"I want to dedicate this award to my son, who has been wearing a Superman costume for the past 47 days."
"Yay Supermommy!" The 4-year-old yells from the back. We all laugh.
"Every day he asks me to tell him stories of people who need 'Help, help!'" More laughs. "Lots of people told him that they liked his cape when they came in, but the truth is that we all wear capes underneath our coats."

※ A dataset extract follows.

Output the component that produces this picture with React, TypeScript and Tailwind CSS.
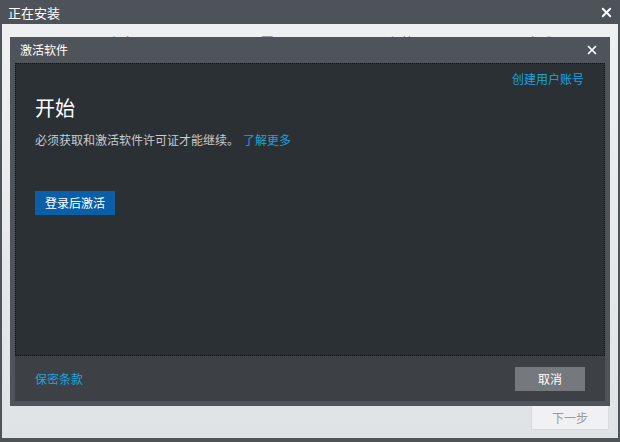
import React from "react";
import { X } from "lucide-react";

const font = { fontFamily: '"Noto Sans CJK SC", "Noto Sans", sans-serif' };

const steps = ["欢迎", "配置", "安装", "完成"];

export default function App() {
  return (
    <div
      className="w-[620px] h-[442px] bg-[#4e535a] flex flex-col overflow-hidden"
      style={font}
    >
      {/* Installer title bar */}
      <div className="h-[24px] flex items-center justify-between pl-[8px] pr-[6px] shrink-0">
        <span className="text-[13px] text-white leading-none">正在安装</span>
        <X className="w-[15px] h-[15px] text-white" strokeWidth={3} />
      </div>

      {/* Installer content */}
      <div className="relative flex-1 mx-[2px] mb-[4px] bg-gradient-to-b from-[#eff0f2] to-[#dfe3e5] flex flex-col">
        <div className="flex pl-[48px] pt-[11px]">
          {steps.map((s) => (
            <div key={s} className="w-[140px] text-[14px] text-[#8a8d90] text-center leading-none">
              {s}
            </div>
          ))}
        </div>

        <div className="mt-auto flex justify-end pr-[9px] pb-[8px]">
          <button className="w-[78px] h-[25px] border border-[#d7dadd] bg-[#f0f1f2] text-[12px] text-[#9a9a9a]">
            下一步
          </button>
        </div>

        {/* Activation dialog overlay */}
        <div className="absolute left-[8px] top-[13px] w-[600px] h-[369px] bg-[#4f545b] flex flex-col px-[5px] pb-[5px]">
          <div className="h-[26px] flex items-center justify-between pl-[5px] pr-[6px] shrink-0">
            <span className="text-[12px] text-white leading-none">激活软件</span>
            <X className="w-[14px] h-[14px] text-white" strokeWidth={3} />
          </div>

          <div className="flex-1 bg-[#2b3034] border border-dotted border-[#111416] flex flex-col px-[19px]">
            <div className="flex justify-end pt-[9px] pr-[1px]">
              <span className="text-[12px] text-[#1ba3de] leading-none">创建用户账号</span>
            </div>
            <div className="mt-[13px] text-[20px] text-white leading-none">开始</div>
            <div className="mt-[16px] text-[12px] text-[#c8cacc] leading-none">
              必须获取和激活软件许可证才能继续。
              <span className="ml-[4px] text-[#1ba3de]">了解更多</span>
            </div>
            <div className="mt-[43px]">
              <button className="w-[80px] h-[24px] bg-[#0b5fa8] text-[12px] text-white leading-none">
                登录后激活
              </button>
            </div>
          </div>

          <div className="h-[45px] bg-[#3d4145] flex items-center justify-between pl-[20px] pr-[20px] shrink-0">
            <span className="text-[12px] text-[#1ba3de] leading-none">保密条款</span>
            <button className="w-[70px] h-[24px] bg-[#75797d] text-[12px] text-white leading-none">
              取消
            </button>
          </div>
        </div>
      </div>
    </div>
  );
}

It's daunting. Knowing that in 3 days, I will become my patient's biggest advocate, the member of their health care team that sees them the most, knows the most about them. No matter how much we remind them that we are still only students, we become "Doc" to them. We will become, in a very real sense, heroes. Heroes who have to break the news of cancer to a man with 4 small children at home. Heroes who get to assist on emergency surgery to save someone's life. Heroes who bring their patients ice cream sandwiches, and who understand what it's like to be in an unfamiliar environment, with everyone speaking a language you don't understand, not knowing what will happen to you. It's daunting. And it's thrilling. I am about to embark on a journey that will teach me more and push me more than I would have ever dreamed. I will have the opportunity to touch people in their most vulnerable moments, to see real healing. It's a calling that has few equals in this world, and I don't say that out of arrogance, because I question every day whether I have what it takes, and why God brought me here. I say it out of reverence and awe for the things I know I will experience in my career, for the gift of being a physician. I hope that I will be able to share some of it with all of you, but the longer I'm in this field, the more I realize how hard it is for outsiders to understand the great responsibility we hold, the gravity of our decisions, the toll it takes on us, but how we wouldn't trade it for anything. (Again, I say that not out of arrogance, but awe.)
The resident (Supermommy) closed by thanking the students she'd had the chance to work with, commenting that many times she found her patients' rooms empty when she went looking for them. The students had taken their patients for a walk around the hospital. "And as they walked," she said, "I could just see a flash of red underneath their short white coats."
1 comment:
i'm really proud of you! and feel free to talk doctor to me at anytime - i probably won't understand a word, but will lovingly nod my head and smile.
hope things are off to a good start!